I have a Wordpress website and replaced native search with ElasticSearch using ElasticPress plugin.

Every thing is working perfect, but now we want to index binary file contents (especially pdf). For testing, I'm using Kibana and all explained in documentation are working good.

Literally I read all the documentation and discussions about Ingest Attachment and was not able to find how I must pass pdf file itself.

All examples I found, using "data" field and passing base64 encoded text:

PUT my_index/my_type/my_id?pipeline=attachment
{
  "data": "e1xydGYxXGFuc2kNCkxvcmVtIGlwc3VtIGRvbG9yIHNpdCBhbWV0DQpccGFyIH0="
}

I checked Ingest Attachment plugin itself, it comes with Tika preinstalled and suppose to extract file content.

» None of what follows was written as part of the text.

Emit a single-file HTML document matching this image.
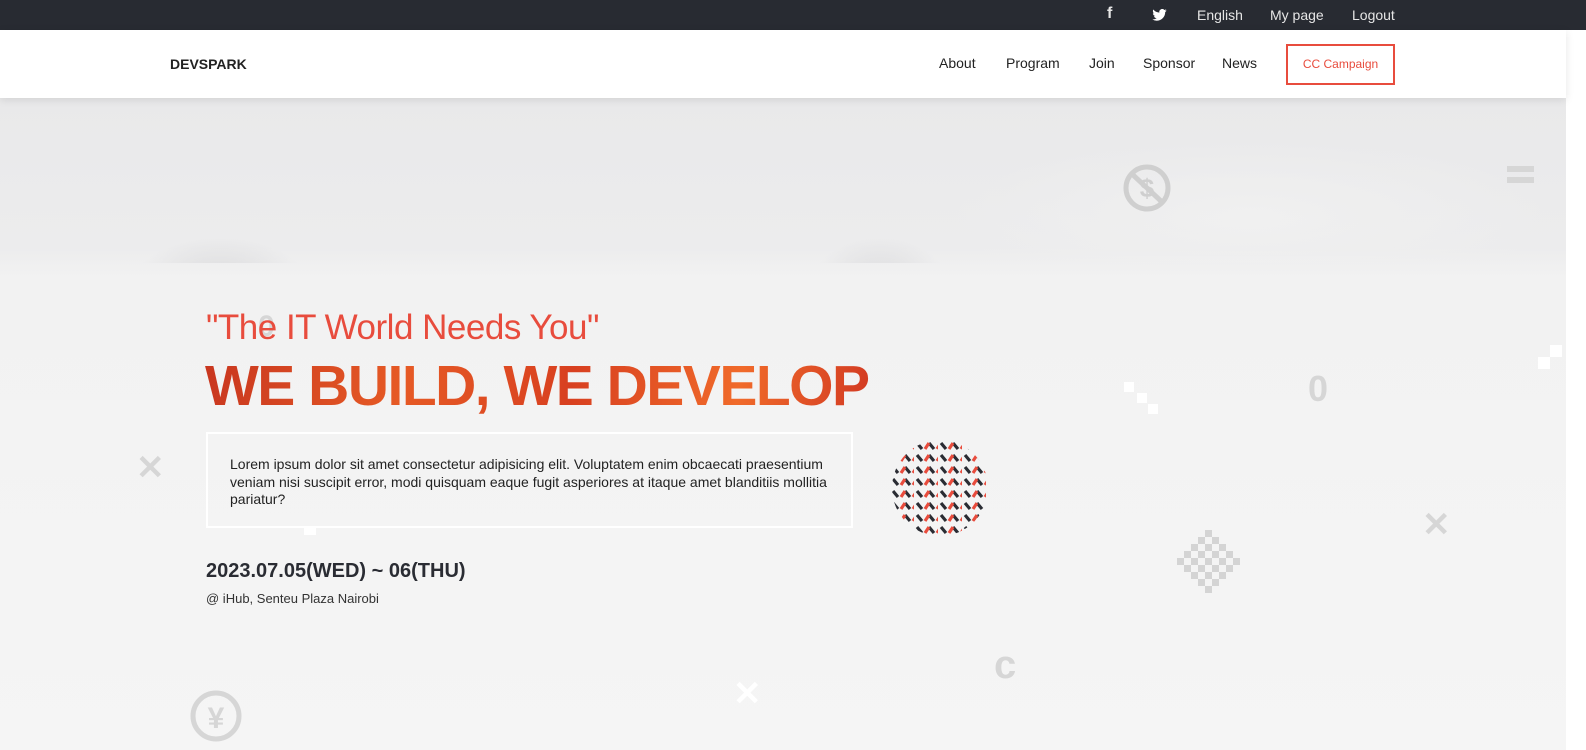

Also I read this one from Taylor Lovett, creator of ElasticPress. It is interesting topic.

Please someone give me more clear example, also do I really need to use Ingest or just pre-parse file contents, then index them.

You need to base64 encode the entire PDF before you put if in that json format, then it is inserted as the data value.

Thanks for your fast response!
But as you mentioned, still we need some heavy lifting. Then what is really benefits of Ingest?

Also can give me some example codes to do this?

I have used the base64 command on the shell previously, I haven't really worked with large amounts of binary docs to automate it further sorry.

It can be used for more than PDFs :slight_smile:

Have a look at FSCrawler project. It exposes a REST endpoint where you can simply upload your binary file.

1 Like

I don't have upload problem, they are already uploaded.

Also if other plugins needed, then what is the benefits of Ingest?

They are uploaded where?

As I said, it is a Wordpress site and pdf files are attached to the post using custom fields.
So they are on the server and have a known path.

If you want to search for them, you need to index them.
One way or another you need to send their content to elasticsearch.

  • You can extract yourself the content and just send what you want to index to elasticsearch.
  • You can send the binary BASE64 to elasticsearch ingest which will do the extraction
  • You can send the binary to FSCrawler which will do the extraction before sending to elasticsearch

Yes I know I must extract content and index binaries. Then from what I'v got, it isn't simply give file path to Ingest (of course after creating pipeline and mapping) and Ingest do the extraction?

Also binary must be BASE64 formatted?

No. Elasticsearch never fetches data from a source. You have to push it.
Note that you can write your own plugin which fetches it if you wish.

This topic was automatically closed 28 days after the last reply. New replies are no longer allowed.